You Can’t Afford To Feel It. There’s no chorus and the piano is just a repeating, three note riff, so musically it’s one of the simplest songs I’ve ever written. Lyrically it’s the most honest, and it helped me to nail what I was trying to say in such a clear way: that if we don’t watch out, we can become tangled and tied to our pasts by holding on to feeling, and we can do this so acutely that we can become addicted to our own suffering as a way of still feeling connected to the people we’ve lost. It’s something I’ve worked hard to let go of and the song helps me do that every time. The melody is also quite pretty!
I was blown away by your performance at the Live, particularly your final song ‘Dead Language’ which you sang a capella. How do you get the confidence to do that?
I might sound like a bit of a worthy wanker in this answer here, but it’s never about confidence for me with songs and singing – it’s always about trying to tell the truth. So being vulnerable in front of people, and exposed, and in pain, and plugging in to the emotions that reside, dormant, at the ends of your fingertips, is exactly why I do what I do.

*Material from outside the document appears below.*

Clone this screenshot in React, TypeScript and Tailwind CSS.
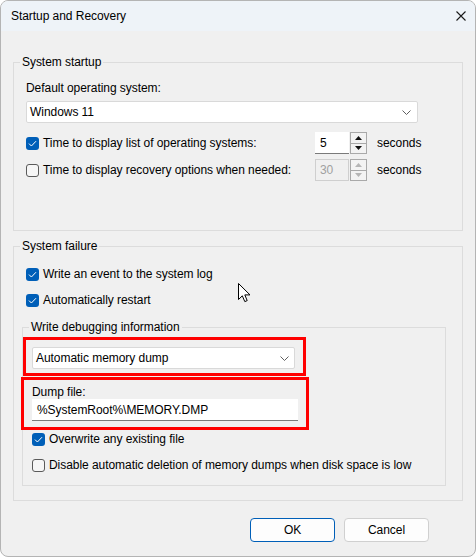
import React from 'react';

const font = { fontFamily: '"Liberation Sans", Arial, sans-serif' };

const Check = ({ checked }: { checked: boolean }) =>
  checked ? (
    <span className="w-[13px] h-[13px] rounded-[3px] bg-[#005fb8] flex items-center justify-center shrink-0">
      <svg width="9" height="7" viewBox="0 0 9 7">
        <path d="M1 3.6 L3.4 6 L8 1.2" stroke="#ffffff" strokeWidth="1" fill="none" />
      </svg>
    </span>
  ) : (
    <span className="w-[13px] h-[13px] rounded-[3px] border border-[#5a5a5a] bg-[#f6f6f6] shrink-0" />
  );

const Chevron = () => (
  <svg width="9" height="5" viewBox="0 0 9 5">
    <path d="M0.5 0.5 L4.5 4.5 L8.5 0.5" stroke="#5f5f5f" strokeWidth="1" fill="none" />
  </svg>
);

const Arrow = ({ up, dim }: { up: boolean; dim?: boolean }) => (
  <svg width="7" height="4" viewBox="0 0 7 4">
    <path d={up ? 'M0 4 L3.5 0 L7 4 Z' : 'M0 0 L7 0 L3.5 4 Z'} fill={dim ? '#b5b5b5' : '#111111'} />
  </svg>
);

const Legend = ({ children }: { children: React.ReactNode }) => (
  <span className="block w-fit -mt-[8px] ml-[6px] px-[2px] bg-[#f0f0f0] leading-[14px]">{children}</span>
);

const Spinner = ({ value, disabled }: { value: string; disabled?: boolean }) => (
  <div className="flex items-center">
    <div
      className={
        disabled
          ? 'w-[34px] h-[22px] border border-[#cfcfcf] bg-[#f0f0f0] pl-[4px] flex items-center text-[#a0a0a0]'
          : 'w-[34px] h-[22px] bg-white border-b border-[#7a7a7a] pl-[5px] flex items-center'
      }
    >
      {value}
    </div>
    <div className="ml-[1px] w-[17px] h-[22px] flex flex-col border border-[#a9a9a9] bg-[#f3f3f3]">
      <div className="flex-1 flex items-center justify-center border-b border-[#a9a9a9]">
        <Arrow up dim={disabled} />
      </div>
      <div className="flex-1 flex items-center justify-center">
        <Arrow up={false} dim={disabled} />
      </div>
    </div>
    <span className="ml-[10px]">seconds</span>
  </div>
);

export default function App() {
  return (
    <div
      className="relative w-[476px] h-[557px] border border-[#b4b4b4] rounded-[8px] overflow-hidden bg-[#f0f0f0] text-[12px] tracking-[-0.05px] text-black flex flex-col"
      style={font}
    >
      {/* Title bar */}
      <div className="h-[30px] bg-[#eef3f8] flex items-center justify-between pl-[10px] pr-[9px]">
        <span>Startup and Recovery</span>
        <svg width="10" height="10" viewBox="0 0 10 10">
          <path d="M0.5 0.5 L9.5 9.5 M9.5 0.5 L0.5 9.5" stroke="#1a1a1a" strokeWidth="1.1" />
        </svg>
      </div>

      <div className="px-[12px] flex flex-col">
        {/* System startup */}
        <div className="mt-[31px] h-[169px] border border-[#dcdcdc]">
          <Legend>System startup</Legend>
          <div className="px-[12px] flex flex-col">
            <div className="mt-[11px] leading-[16px]">Default operating system:</div>
            <div className="mt-[5px] w-[392px] h-[22px] bg-white border border-[#d9d9d9] rounded-[2px] flex items-center justify-between pl-[3px] pr-[6px]">
              <span>Windows 11</span>
              <Chevron />
            </div>
            <div className="mt-[9px] h-[22px] flex items-center">
              <div className="w-[289px] flex items-center gap-[4px]">
                <Check checked />
                <span>Time to display list of operating systems:</span>
              </div>
              <Spinner value="5" />
            </div>
            <div className="mt-[5px] h-[22px] flex items-center">
              <div className="w-[289px] flex items-center gap-[4px]">
                <Check checked={false} />
                <span>Time to display recovery options when needed:</span>
              </div>
              <Spinner value="30" disabled />
            </div>
          </div>
        </div>

        {/* System failure */}
        <div className="mt-[15px] border border-[#dcdcdc] pb-[14px]">
          <Legend>System failure</Legend>
          <div className="px-[12px] flex flex-col">
            <div className="mt-[13px] h-[16px] flex items-center gap-[4px]">
              <Check checked />
              <span>Write an event to the system log</span>
            </div>
            <div className="mt-[10px] h-[16px] flex items-center gap-[4px]">
              <Check checked />
              <span>Automatically restart</span>
            </div>
          </div>

          {/* Write debugging information */}
          <div className="mt-[19px] ml-[8px] w-[424px] border border-[#dcdcdc] pb-[12px]">
            <Legend>Write debugging information</Legend>
            <div className="flex flex-col">
              <div className="mt-[3px] w-[283px] h-[39px] border-[3px] border-[#ff0000] pl-[6px] pt-[7px]">
                <div className="w-[263px] h-[22px] bg-white border border-[#d9d9d9] rounded-[2px] flex items-center justify-between pl-[3px] pr-[5px]">
                  <span>Automatic memory dump</span>
                  <Chevron />
                </div>
              </div>
              <div className="mt-[1px] -ml-[2px] w-[288px] h-[53px] border-[3px] border-[#ff0000] pl-[8px] pt-[5px] flex flex-col">
                <span className="leading-[14px]">Dump file:</span>
                <div className="w-[266px] h-[22px] bg-white border-b border-[#7a7a7a] pl-[5px] flex items-center">
                  %SystemRoot%\MEMORY.DMP
                </div>
              </div>
              <div className="mt-[1px] ml-[9px] h-[16px] flex items-center gap-[4px]">
                <Check checked />
                <span>Overwrite any existing file</span>
              </div>
              <div className="mt-[10px] ml-[9px] h-[16px] flex items-center gap-[4px]">
                <Check checked={false} />
                <span>Disable automatic deletion of memory dumps when disk space is low</span>
              </div>
            </div>
          </div>
        </div>

        {/* Buttons */}
        <div className="mt-[17px] flex justify-end gap-[9px] pr-[34px]">
          <button className="w-[85px] h-[24px] rounded-[4px] bg-[#fdfdfd] border border-[#005fb8]">OK</button>
          <button className="w-[85px] h-[24px] rounded-[4px] bg-[#fdfdfd] border border-[#d0d0d0]">Cancel</button>
        </div>
      </div>

      {/* mouse pointer */}
      <svg className="absolute left-[237px] top-[282px]" width="13" height="20" viewBox="0 0 13 20">
        <path
          d="M0.5 0.5 L0.5 16.5 L4.3 12.8 L6.8 18.6 L9.2 17.6 L6.8 11.9 L12 11.9 Z"
          fill="#ffffff"
          stroke="#000000"
          strokeWidth="1"
        />
      </svg>
    </div>
  );
}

  • What are your forthcoming plans?
I have some lovely gigs coming up (check and am also starting work on my next solo project – I’m not sure exactly what it will be yet. I quite like that. It’s like stepping off a bus in an unknown town and not knowing which way to turn. I might do another songwriting marathon (writing, recording and uploading a song a day for a month) to kick-start it. I’d quite like to do something radically different to Imago, like a hip-hop record, or a children’s record, or a record where I collaborate with other writers somehow. 
Now that the last few years have been musically ‘purged’, and I’ve got some clarity and am living a little more in-the-moment, so I’m curious to see what new music comes out. I’m going to Nepal for a month in 30 days time, so that should fertilise some new ideas as well. SUN! SONGS! ELEPHANTS! JOY!